-- SHORT EXERCISE --
Lines that hold the word "this" should be located and copied.

-- SUPPLIED DATA --

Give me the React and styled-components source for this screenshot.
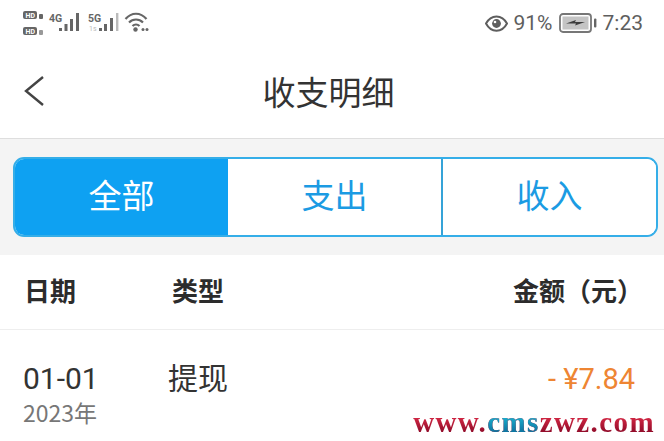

--

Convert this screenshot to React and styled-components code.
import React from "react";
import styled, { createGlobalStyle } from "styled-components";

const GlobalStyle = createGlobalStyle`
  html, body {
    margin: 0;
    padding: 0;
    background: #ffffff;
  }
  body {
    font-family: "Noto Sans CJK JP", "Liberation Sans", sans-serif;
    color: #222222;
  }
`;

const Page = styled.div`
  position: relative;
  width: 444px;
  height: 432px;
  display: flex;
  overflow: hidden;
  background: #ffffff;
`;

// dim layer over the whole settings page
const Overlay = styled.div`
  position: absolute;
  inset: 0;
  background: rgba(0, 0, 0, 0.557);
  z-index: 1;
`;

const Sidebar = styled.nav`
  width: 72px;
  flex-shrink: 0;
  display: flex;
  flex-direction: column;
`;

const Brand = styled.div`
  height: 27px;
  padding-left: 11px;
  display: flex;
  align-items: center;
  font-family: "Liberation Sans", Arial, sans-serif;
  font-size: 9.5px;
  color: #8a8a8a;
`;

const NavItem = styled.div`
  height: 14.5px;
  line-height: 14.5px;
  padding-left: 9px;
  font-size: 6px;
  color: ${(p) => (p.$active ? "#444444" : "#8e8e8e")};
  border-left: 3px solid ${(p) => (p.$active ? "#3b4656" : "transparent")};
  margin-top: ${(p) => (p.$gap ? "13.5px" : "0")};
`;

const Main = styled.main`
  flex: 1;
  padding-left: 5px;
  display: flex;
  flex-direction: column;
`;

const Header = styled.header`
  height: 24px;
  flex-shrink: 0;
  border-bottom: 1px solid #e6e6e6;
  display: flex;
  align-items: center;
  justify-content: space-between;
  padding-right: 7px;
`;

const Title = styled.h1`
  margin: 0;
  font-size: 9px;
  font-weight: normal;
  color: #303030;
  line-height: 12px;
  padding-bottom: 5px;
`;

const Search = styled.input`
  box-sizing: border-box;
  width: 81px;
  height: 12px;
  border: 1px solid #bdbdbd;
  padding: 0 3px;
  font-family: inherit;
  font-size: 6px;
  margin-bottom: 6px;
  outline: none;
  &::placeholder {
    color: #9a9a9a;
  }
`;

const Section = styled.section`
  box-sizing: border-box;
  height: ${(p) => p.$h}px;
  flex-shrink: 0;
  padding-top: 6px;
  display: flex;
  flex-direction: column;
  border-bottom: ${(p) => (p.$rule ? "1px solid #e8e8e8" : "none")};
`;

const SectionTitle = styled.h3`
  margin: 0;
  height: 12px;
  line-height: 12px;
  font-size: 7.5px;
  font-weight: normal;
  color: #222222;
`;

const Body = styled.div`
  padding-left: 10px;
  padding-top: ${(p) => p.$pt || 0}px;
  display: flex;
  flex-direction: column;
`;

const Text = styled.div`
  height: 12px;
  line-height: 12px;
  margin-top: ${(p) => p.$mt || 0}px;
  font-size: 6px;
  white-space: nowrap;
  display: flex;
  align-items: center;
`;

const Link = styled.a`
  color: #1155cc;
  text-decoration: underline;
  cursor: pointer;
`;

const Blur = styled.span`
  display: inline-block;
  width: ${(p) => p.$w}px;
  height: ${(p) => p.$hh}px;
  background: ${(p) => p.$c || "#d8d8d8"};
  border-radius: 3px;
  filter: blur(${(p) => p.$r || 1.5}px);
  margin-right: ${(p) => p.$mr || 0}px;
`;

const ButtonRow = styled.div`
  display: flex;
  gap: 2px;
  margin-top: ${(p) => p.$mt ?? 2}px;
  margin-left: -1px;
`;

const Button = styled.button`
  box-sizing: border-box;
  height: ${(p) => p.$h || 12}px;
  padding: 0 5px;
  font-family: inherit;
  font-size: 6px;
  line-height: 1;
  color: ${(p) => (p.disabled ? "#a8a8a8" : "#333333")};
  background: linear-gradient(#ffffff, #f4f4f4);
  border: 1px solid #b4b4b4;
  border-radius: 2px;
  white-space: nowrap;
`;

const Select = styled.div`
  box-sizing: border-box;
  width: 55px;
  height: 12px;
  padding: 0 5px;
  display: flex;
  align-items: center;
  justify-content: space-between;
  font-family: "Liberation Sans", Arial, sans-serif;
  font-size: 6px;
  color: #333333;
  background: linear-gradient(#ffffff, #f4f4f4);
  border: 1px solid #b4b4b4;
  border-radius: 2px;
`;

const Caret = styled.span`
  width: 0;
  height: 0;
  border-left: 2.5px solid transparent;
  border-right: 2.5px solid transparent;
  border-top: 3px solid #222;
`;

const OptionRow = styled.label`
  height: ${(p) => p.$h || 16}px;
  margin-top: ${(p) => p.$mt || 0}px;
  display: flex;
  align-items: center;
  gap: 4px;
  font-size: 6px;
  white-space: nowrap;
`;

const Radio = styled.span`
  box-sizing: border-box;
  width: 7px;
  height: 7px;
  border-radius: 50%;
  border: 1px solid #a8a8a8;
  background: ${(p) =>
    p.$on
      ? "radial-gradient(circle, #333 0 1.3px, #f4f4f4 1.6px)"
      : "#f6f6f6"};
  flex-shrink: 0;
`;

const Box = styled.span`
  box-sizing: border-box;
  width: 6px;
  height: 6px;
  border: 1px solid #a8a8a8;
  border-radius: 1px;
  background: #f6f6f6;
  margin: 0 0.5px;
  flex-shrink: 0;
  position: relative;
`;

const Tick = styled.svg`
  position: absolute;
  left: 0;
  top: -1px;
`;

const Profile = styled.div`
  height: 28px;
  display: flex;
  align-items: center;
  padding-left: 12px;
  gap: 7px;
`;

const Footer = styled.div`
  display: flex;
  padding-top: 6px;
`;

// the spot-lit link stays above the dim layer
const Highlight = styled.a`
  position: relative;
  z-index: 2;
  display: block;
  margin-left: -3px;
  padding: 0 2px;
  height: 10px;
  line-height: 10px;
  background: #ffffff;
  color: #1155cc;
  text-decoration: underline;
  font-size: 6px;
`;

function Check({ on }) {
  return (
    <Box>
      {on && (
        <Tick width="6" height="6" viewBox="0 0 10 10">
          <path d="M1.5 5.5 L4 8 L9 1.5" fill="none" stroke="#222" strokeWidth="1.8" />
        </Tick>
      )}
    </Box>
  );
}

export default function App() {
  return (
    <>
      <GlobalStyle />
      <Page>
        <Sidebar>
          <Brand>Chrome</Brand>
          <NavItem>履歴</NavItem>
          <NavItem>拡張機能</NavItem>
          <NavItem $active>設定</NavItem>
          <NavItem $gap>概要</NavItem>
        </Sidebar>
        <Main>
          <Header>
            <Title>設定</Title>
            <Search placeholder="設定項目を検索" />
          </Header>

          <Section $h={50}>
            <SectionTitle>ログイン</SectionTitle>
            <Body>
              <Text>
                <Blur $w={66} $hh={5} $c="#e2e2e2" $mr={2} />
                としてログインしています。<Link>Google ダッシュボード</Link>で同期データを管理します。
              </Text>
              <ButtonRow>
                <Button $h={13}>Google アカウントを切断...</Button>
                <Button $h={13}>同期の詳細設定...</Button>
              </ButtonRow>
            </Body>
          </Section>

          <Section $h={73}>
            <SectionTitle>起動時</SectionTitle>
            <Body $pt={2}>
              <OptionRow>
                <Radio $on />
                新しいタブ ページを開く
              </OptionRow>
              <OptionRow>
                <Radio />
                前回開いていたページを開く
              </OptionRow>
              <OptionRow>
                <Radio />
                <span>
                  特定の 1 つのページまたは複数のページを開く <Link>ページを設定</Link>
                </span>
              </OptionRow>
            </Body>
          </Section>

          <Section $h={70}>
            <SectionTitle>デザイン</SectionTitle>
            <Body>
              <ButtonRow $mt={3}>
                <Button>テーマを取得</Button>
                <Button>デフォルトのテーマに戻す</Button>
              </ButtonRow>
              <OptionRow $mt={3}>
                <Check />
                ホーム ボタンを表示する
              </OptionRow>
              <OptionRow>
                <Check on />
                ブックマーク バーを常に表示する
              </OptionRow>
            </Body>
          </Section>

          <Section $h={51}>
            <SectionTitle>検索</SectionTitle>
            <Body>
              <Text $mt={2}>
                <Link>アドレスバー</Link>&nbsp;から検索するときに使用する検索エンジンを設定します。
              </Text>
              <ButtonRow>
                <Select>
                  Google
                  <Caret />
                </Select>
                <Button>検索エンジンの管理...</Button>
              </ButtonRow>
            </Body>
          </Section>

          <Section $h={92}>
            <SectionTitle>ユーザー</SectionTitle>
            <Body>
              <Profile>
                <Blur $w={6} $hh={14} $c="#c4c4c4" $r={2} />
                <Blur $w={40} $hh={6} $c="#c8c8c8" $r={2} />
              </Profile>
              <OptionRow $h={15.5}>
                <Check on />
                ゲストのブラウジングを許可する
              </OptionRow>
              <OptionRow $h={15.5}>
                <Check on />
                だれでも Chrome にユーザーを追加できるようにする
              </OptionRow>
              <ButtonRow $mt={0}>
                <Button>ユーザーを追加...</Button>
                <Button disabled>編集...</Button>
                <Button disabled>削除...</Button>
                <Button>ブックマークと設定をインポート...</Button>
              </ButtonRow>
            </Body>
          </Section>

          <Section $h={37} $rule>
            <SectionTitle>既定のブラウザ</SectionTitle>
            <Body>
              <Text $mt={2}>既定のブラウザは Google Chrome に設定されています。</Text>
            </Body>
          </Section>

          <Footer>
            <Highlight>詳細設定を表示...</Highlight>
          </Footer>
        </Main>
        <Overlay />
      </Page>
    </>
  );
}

-- RESPONSE --
Give me the React and styled-components source for this screenshot.
Convert this screenshot to React and styled-components code.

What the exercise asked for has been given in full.